The blending of organic life and electronics is still very much in its nascent stages. Most of the progress made in this area is thanks to the adaptability of the biological systems we’re integrating with, not so much the technology. However even small progress in this field can have wide reaching ramifications, sometimes enough to dramatically reframe the problem spaces we work in. One such small step has been made recently by a team from the Linköping University in Sweden as they have managed to create working electronic circuits within roses.
The research, born out of the Laboratory of Organic Electronics division of the university, experimented with ways of integrating electronics into rose plants so they could monitor, and potentially influence, the growth and development of the plant. To do this they looked at infusing the rose with a polymer that, once ingested into the plant, would form a conductive wire. Attempts with many polymers simply resulted in the death of the plant as they either poisoned it or blocked the channels the plant used to carry nutrients. However one polymer, called PEDOT-S:H, was readily taken up by the roses and didn’t cause any damage to the plant. Instead it formed a thin layer within the xylem (one of the nutrient transport mechanisms within plants) that produced a conductive hydrogel wire up to 10cm long.

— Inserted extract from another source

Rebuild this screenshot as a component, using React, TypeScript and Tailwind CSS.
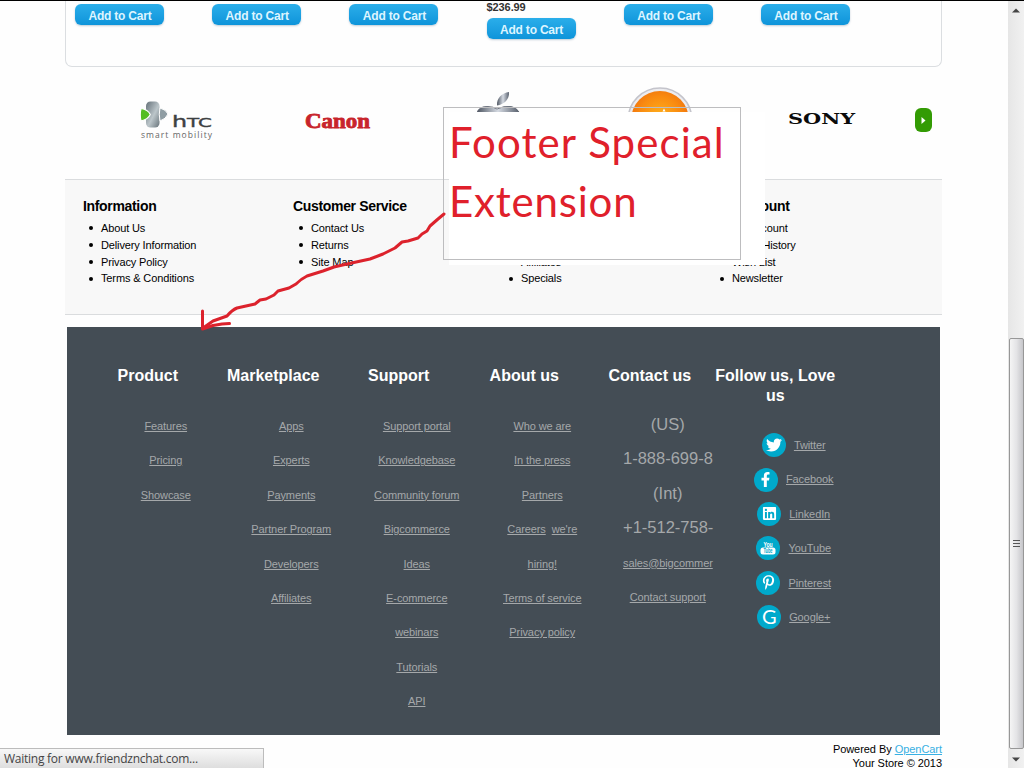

The researchers then used this wire to create some rudimentary circuits within the plant’s xylem structure. The wire itself, whilst not being an ideal conductor, was surprisingly conducive to current with a contact resistance of 10KΩ. To put that in perspective the resistance of human skin can be up to 10 times more than that. Using this wire as a basis the researchers then went on to create a transistor by connecting source, drain and gate probes. This transistor worked as expected and they went one step further to create logic gates, demonstrating that a NOR gate could be created using the hydrogel wire as the semiconducting medium.

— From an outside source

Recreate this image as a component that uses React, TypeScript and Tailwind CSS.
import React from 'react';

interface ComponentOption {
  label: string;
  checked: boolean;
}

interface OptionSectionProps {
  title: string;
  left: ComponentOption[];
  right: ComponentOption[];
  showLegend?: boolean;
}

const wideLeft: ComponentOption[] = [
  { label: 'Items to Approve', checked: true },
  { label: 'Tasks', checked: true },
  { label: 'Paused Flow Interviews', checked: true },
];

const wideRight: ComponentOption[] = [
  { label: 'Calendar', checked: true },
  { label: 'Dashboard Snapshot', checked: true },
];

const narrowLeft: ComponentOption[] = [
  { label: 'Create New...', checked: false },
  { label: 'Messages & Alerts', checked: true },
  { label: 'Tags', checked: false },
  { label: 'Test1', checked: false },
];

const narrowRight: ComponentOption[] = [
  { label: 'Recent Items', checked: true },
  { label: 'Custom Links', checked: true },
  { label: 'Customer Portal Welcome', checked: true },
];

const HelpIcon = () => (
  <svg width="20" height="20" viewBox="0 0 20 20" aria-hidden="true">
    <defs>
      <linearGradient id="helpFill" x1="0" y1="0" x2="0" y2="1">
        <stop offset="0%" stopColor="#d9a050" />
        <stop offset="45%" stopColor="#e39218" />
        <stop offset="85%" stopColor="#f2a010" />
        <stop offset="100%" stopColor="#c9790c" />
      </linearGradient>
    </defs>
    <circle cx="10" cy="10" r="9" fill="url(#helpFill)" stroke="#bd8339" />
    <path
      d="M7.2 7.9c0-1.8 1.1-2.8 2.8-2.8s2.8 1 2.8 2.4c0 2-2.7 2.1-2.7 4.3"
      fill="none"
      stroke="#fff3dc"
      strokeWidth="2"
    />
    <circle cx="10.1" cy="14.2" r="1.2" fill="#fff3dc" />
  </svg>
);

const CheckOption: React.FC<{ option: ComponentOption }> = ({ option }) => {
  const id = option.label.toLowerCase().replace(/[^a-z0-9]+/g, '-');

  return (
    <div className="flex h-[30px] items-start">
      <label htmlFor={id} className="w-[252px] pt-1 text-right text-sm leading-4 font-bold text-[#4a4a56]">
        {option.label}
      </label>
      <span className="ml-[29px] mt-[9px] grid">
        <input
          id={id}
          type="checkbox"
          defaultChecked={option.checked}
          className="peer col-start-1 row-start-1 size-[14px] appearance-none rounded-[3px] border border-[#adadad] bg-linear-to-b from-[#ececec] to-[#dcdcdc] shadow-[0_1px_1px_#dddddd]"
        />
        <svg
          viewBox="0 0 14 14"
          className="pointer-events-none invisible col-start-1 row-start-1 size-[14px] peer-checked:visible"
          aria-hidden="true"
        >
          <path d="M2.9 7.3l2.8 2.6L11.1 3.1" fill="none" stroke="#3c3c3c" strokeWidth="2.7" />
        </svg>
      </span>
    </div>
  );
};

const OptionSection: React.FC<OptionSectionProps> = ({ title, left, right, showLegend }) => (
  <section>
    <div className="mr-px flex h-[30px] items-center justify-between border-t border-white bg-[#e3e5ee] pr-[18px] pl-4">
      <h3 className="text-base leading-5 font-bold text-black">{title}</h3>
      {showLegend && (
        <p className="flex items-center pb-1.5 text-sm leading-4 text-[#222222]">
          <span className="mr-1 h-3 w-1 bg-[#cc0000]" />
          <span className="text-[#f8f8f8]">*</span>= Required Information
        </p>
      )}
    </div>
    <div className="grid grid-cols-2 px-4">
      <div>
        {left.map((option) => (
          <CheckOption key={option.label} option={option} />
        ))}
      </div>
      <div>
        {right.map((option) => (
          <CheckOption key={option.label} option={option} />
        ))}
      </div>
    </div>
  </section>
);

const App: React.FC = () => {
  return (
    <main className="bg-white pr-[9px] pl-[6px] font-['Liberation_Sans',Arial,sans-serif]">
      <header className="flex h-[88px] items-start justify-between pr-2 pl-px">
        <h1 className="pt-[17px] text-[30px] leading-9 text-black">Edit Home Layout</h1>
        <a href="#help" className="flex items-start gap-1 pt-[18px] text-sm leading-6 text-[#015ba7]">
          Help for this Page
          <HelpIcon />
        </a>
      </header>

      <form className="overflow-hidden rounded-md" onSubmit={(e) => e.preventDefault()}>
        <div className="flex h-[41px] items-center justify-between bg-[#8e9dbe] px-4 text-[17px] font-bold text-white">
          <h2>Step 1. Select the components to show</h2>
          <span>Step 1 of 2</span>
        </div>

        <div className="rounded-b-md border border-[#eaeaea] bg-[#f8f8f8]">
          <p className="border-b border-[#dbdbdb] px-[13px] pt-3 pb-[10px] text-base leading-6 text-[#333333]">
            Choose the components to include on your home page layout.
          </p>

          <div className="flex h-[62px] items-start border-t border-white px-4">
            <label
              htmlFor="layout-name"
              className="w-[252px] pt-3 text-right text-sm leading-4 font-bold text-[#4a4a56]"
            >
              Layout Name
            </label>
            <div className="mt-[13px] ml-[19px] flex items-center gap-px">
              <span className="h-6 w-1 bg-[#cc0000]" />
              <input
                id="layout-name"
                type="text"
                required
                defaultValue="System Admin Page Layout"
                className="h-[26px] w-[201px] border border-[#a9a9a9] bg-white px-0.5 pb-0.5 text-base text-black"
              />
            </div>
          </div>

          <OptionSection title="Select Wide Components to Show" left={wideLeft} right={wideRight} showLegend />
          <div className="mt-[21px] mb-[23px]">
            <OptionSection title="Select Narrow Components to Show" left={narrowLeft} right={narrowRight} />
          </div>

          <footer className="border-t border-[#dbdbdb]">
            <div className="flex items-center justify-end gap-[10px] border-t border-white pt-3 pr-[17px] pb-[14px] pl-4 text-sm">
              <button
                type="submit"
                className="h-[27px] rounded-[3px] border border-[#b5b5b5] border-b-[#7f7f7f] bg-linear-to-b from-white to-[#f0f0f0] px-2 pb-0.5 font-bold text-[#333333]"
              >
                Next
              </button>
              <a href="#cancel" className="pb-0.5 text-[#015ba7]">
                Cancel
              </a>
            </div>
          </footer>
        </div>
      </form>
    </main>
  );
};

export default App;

This kind of technology has potential to revolutionize the way that we monitor and influence plant growth and development. Essentially what this allows us to do is create circuitry within living plants, using their own cellular structures as a basis, that can act as sensors or regulators for the various chemical processes that happen within them. Of course there’s still a lot of work to be done in this area, namely modelling the behaviour of this organic circuitry in more depth to ascertain what kind of data we can get and processes we can influence. Suffice to say it should become a very healthy area of research as there are numerous potential applications.